The war came and found Germany ready, united, patriotic, with the feeling of "Deutschland ueber Alles," running through the whole of the central Empires and being a very real inspiration. I may take a very low view of some parts of the German character, but as to the determination, the thoroughness and the unyielding devotion to what is believed to be the goal, I cannot but bend my head in the deepest respect. Let no one believe in the suggested breakdown of Germany. There must be an absolute crushing of the despotic ideals which instigated and at the present day carry on the war. The Brandenburg Gate at Berlin will have to be battered down, or at least the Niederwald Monument of the victory of 1870 hurled into the Rhine, before peace will be secured.

Just now the German is a brave, disciplined, determined, brutal foe, led by a Sovereign who knows that this campaign will either place him first of all Earth's monarchs, or disgrace him and his country for all time. He knows also that he must do the work himself, for from his eldest born nothing stable or wholesome is to be expected.

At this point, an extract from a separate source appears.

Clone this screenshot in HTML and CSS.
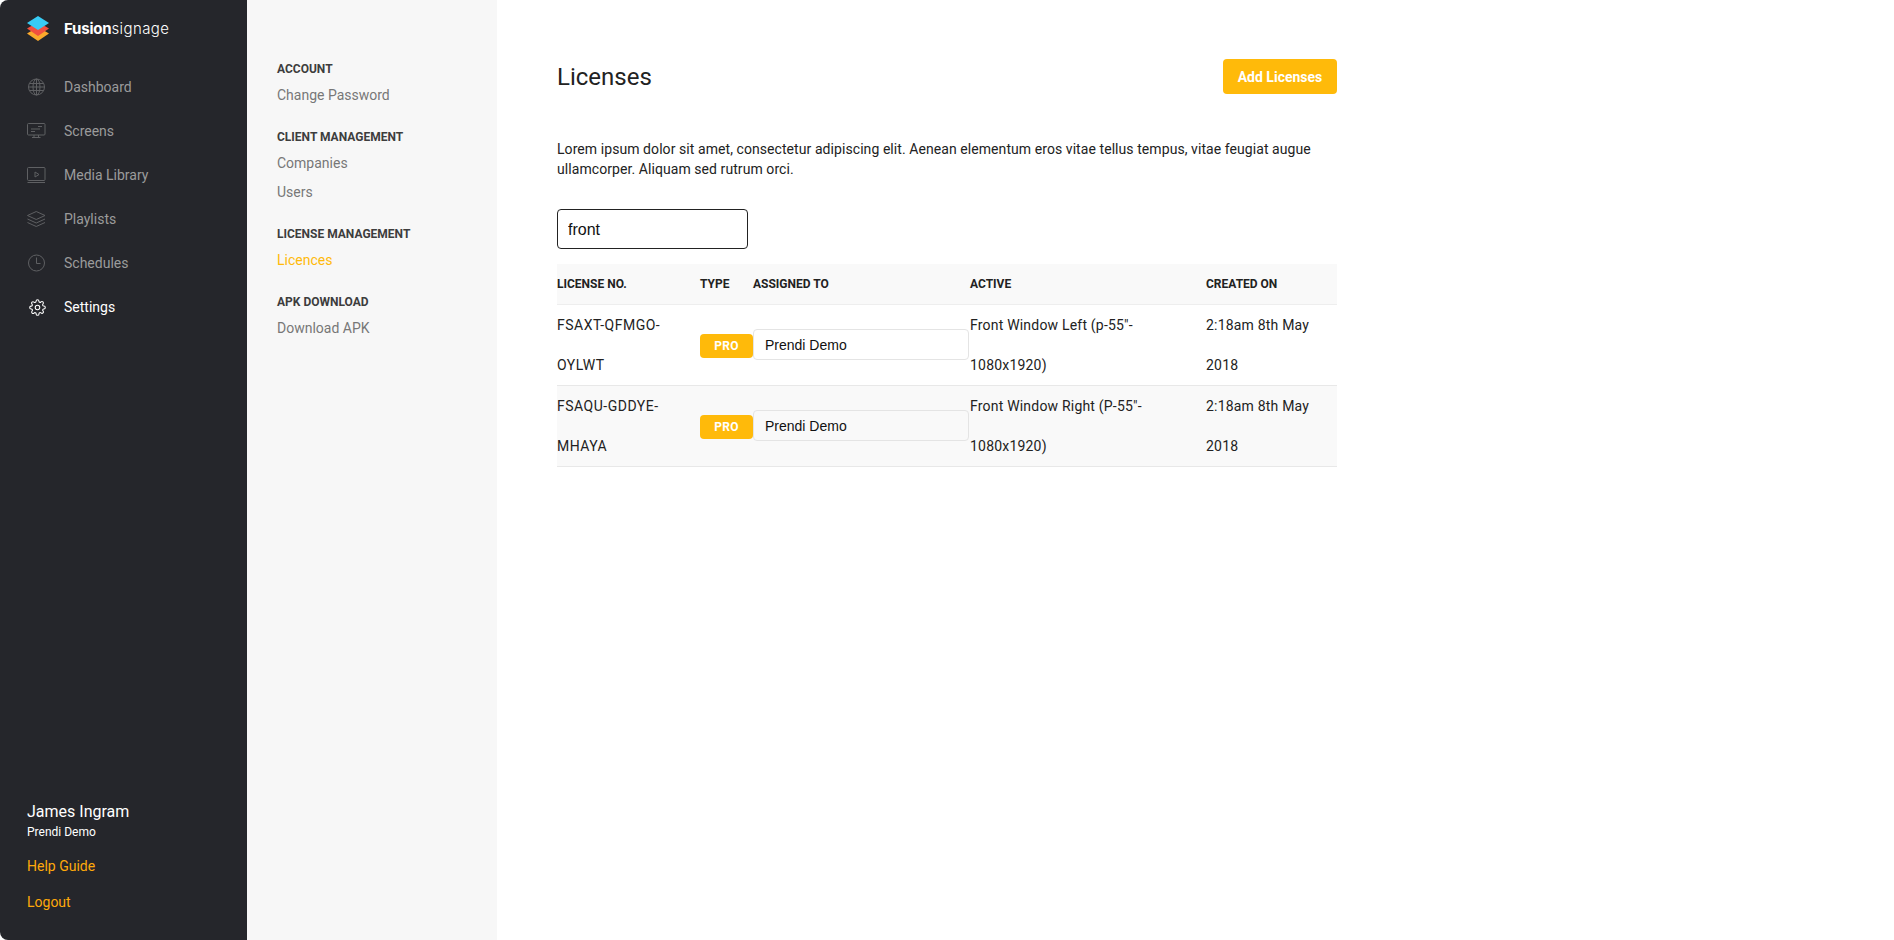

Germany will offer Britain a bargain before this war is over, probably disgraceful to us but tempting in its clauses. It might be summed up, "the land for Germany and the sea for Britain." It is not surprising that up to the present, neutral nations on the Continent believe, or profess to believe, in the victory of Germany. All that they can see is that on the whole success has so far, on the Continent, rested with the central Powers. Sir Edward Grey was absolutely right when he said that the Balkan States, and it probably would be true of Turkey also, would be at the disposal of the Powers towards which victory seemed to incline. Self-interest has to be, unfortunately, the motive inspiring petty States. If it be true that M. Delcassé, the French Foreign Minister, resigned because of his distrust of Greece, no one need be surprised. Greece is in a very difficult position, not only because her Queen is a German Princess, but also because if by any chance Germany were victorious and Greece had taken up arms against her, the German demands upon that small country would be such as would mean practical destruction.